* _Your goal_:
Pull out every line in the data that has the string "page" in it.

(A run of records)
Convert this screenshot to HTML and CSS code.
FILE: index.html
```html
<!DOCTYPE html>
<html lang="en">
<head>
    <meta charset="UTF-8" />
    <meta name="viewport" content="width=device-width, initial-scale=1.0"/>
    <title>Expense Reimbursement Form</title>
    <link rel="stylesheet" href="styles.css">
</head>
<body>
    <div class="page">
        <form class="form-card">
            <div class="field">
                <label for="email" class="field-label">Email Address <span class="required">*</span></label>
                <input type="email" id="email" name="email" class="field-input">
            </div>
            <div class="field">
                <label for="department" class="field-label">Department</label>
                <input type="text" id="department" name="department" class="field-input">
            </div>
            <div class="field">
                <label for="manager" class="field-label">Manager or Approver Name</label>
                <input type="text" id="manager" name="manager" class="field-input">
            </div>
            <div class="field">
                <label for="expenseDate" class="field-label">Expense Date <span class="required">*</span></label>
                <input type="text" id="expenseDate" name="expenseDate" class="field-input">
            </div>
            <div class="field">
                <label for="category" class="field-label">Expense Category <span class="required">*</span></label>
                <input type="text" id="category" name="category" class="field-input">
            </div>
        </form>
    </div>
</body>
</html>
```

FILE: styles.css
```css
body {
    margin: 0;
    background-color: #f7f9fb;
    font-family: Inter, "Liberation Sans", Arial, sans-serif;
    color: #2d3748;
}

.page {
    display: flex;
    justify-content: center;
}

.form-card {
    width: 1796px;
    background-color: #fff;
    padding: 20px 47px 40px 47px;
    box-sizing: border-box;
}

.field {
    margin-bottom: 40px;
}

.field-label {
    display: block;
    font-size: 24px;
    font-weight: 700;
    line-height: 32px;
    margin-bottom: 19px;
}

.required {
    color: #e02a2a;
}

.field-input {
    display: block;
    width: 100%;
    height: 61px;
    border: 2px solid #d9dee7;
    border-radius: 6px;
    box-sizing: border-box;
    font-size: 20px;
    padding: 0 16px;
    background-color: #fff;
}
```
* * *
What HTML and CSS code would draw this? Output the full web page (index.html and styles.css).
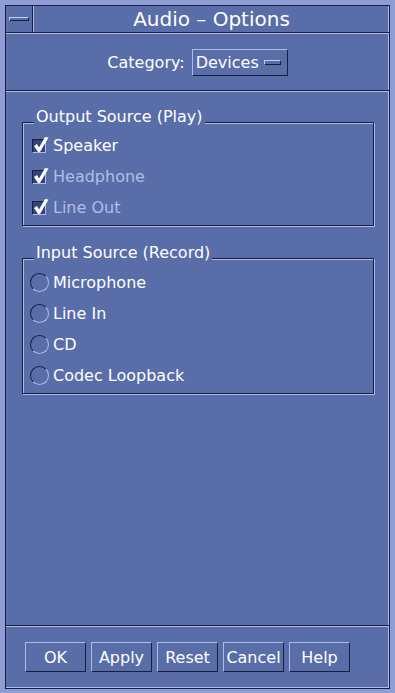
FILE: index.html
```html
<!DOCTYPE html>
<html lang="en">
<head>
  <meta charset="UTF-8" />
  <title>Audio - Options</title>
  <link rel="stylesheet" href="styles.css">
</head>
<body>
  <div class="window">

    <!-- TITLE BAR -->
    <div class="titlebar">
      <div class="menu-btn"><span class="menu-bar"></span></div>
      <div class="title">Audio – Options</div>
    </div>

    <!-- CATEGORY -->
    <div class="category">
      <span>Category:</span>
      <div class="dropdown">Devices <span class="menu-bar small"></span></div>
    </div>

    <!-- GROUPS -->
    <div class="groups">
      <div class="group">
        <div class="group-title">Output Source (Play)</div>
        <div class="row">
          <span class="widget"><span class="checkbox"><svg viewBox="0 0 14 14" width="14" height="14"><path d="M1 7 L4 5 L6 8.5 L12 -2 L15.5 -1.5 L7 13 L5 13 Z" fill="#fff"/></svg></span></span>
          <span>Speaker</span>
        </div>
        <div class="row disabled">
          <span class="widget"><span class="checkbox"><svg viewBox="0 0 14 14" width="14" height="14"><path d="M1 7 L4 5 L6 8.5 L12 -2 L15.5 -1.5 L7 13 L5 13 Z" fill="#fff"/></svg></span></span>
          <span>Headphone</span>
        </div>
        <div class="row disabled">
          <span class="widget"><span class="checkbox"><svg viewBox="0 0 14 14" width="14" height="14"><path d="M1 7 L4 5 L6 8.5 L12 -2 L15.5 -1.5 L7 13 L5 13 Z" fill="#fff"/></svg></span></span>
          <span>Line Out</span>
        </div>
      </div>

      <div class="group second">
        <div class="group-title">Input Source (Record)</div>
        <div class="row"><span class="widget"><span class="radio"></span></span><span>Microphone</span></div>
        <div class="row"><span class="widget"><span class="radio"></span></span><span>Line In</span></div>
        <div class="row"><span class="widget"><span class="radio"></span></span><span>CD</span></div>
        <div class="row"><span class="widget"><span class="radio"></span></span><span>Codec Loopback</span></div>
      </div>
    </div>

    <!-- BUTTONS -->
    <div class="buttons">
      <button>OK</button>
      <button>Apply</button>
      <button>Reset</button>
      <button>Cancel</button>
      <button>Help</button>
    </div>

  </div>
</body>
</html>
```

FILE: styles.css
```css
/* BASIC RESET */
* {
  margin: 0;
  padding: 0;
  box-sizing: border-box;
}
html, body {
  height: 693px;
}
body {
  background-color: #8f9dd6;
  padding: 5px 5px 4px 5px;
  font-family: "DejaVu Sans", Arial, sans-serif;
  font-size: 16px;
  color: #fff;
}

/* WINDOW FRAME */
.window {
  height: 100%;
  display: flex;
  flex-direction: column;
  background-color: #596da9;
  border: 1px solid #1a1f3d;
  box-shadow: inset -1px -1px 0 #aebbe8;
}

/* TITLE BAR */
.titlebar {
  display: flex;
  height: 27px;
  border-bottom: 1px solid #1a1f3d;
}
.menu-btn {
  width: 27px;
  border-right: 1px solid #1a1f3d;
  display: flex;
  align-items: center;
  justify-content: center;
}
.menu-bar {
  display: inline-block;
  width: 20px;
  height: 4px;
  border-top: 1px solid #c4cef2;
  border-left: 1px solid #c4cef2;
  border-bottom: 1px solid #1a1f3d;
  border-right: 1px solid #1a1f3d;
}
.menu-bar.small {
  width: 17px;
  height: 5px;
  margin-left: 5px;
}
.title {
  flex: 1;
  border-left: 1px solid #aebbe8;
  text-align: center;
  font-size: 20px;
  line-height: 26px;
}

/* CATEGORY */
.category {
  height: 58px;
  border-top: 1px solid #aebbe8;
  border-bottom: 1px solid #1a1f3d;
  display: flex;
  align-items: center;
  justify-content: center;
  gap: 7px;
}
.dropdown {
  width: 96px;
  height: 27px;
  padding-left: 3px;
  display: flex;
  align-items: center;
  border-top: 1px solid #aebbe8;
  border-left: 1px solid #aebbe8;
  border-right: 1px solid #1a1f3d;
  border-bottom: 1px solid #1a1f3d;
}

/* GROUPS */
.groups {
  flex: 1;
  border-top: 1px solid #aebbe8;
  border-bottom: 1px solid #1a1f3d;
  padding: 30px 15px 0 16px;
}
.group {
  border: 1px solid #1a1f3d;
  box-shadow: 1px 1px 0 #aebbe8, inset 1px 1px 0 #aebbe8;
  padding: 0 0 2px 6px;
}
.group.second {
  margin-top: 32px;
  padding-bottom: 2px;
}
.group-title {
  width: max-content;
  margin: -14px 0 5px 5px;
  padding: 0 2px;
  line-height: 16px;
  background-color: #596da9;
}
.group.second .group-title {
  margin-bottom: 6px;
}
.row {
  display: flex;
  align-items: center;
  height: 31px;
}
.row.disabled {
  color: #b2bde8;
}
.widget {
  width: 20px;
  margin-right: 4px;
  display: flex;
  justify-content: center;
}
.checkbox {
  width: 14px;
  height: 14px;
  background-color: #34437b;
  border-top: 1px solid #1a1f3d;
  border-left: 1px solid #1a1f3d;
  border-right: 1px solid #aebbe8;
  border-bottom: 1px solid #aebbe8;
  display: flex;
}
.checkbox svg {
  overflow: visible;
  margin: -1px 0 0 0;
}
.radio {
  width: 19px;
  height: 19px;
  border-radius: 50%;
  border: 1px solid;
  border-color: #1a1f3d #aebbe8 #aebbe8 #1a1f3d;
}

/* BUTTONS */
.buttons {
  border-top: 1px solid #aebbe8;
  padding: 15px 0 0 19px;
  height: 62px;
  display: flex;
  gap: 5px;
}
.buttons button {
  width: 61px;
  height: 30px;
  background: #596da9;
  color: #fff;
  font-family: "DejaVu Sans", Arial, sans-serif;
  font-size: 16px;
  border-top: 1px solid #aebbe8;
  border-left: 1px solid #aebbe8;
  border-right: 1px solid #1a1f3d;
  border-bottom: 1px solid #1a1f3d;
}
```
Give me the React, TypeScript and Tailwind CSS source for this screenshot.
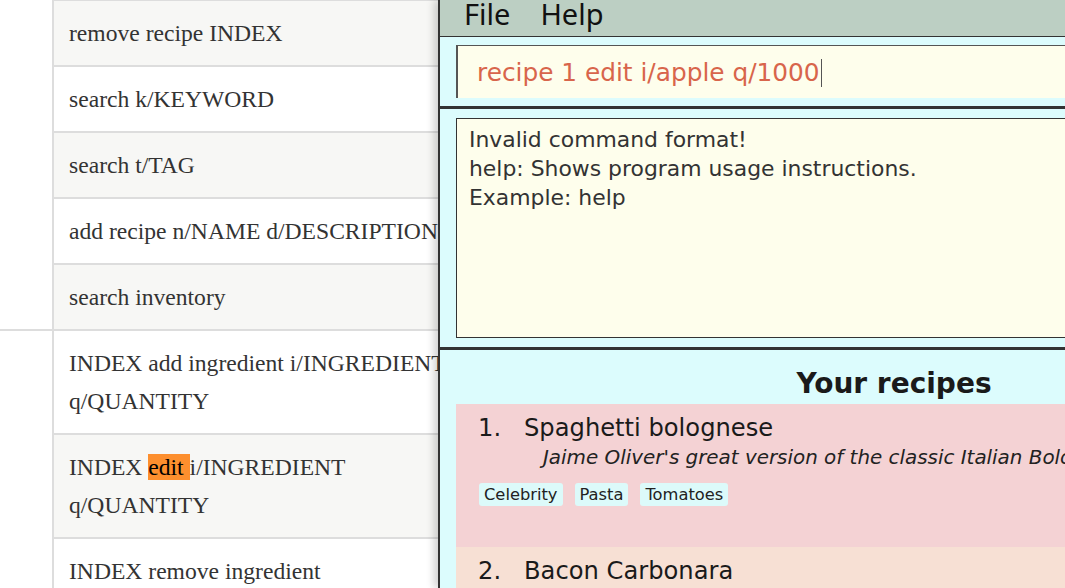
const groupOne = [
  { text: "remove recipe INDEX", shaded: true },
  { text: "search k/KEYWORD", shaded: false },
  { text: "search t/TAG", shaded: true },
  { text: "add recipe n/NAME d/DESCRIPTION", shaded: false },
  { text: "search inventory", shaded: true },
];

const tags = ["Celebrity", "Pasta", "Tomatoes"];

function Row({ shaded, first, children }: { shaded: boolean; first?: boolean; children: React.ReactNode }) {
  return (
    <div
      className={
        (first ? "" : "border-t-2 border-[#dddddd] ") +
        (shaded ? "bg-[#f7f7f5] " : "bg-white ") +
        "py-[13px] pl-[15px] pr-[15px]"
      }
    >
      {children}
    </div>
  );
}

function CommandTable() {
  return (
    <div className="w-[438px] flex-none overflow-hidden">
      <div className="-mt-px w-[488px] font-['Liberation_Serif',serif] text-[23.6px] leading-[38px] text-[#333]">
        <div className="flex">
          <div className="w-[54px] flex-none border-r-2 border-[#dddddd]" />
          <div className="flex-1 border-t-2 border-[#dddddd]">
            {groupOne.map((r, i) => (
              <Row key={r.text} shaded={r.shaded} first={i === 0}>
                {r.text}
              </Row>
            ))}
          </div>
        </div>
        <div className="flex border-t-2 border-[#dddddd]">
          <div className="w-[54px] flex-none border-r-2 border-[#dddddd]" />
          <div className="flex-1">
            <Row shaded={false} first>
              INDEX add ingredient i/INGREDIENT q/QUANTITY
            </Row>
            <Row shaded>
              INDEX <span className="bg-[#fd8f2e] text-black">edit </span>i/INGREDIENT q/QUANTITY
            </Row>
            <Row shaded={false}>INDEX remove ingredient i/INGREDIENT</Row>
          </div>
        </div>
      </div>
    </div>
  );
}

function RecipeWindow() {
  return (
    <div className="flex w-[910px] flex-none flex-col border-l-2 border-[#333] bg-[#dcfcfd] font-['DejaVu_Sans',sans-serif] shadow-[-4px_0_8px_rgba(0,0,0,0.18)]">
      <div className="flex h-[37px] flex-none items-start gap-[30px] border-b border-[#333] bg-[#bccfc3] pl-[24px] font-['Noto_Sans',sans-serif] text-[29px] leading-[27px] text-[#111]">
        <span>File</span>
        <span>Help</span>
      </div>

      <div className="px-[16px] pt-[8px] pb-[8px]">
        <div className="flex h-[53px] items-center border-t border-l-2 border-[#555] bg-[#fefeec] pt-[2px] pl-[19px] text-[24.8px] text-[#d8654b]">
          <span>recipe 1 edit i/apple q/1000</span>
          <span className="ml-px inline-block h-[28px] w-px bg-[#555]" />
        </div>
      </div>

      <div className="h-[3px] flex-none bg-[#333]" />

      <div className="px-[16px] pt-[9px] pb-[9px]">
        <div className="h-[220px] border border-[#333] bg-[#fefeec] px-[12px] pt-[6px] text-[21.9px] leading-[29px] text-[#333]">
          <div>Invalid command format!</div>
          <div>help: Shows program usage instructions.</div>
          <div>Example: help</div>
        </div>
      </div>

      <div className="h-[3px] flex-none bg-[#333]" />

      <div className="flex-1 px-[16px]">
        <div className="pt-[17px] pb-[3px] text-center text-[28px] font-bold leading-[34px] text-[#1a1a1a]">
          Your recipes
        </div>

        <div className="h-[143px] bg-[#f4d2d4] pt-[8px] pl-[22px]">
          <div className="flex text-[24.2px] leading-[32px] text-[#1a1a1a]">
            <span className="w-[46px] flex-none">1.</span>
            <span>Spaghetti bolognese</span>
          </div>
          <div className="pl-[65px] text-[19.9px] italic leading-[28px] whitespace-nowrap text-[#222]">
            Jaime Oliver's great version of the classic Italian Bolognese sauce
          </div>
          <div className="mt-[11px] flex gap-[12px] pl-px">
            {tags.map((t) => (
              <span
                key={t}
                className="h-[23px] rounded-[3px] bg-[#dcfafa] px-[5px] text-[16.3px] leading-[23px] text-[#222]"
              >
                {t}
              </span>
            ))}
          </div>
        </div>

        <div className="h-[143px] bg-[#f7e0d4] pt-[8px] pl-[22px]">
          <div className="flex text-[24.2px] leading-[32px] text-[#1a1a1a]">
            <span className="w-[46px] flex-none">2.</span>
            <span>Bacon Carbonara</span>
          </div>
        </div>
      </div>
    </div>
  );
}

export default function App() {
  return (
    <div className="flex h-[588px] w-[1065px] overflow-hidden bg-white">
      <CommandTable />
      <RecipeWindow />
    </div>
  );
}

* _Task result_:
    <div class="page">
.page {
What HTML and CSS code would draw this? Output the full web page (index.html and styles.css).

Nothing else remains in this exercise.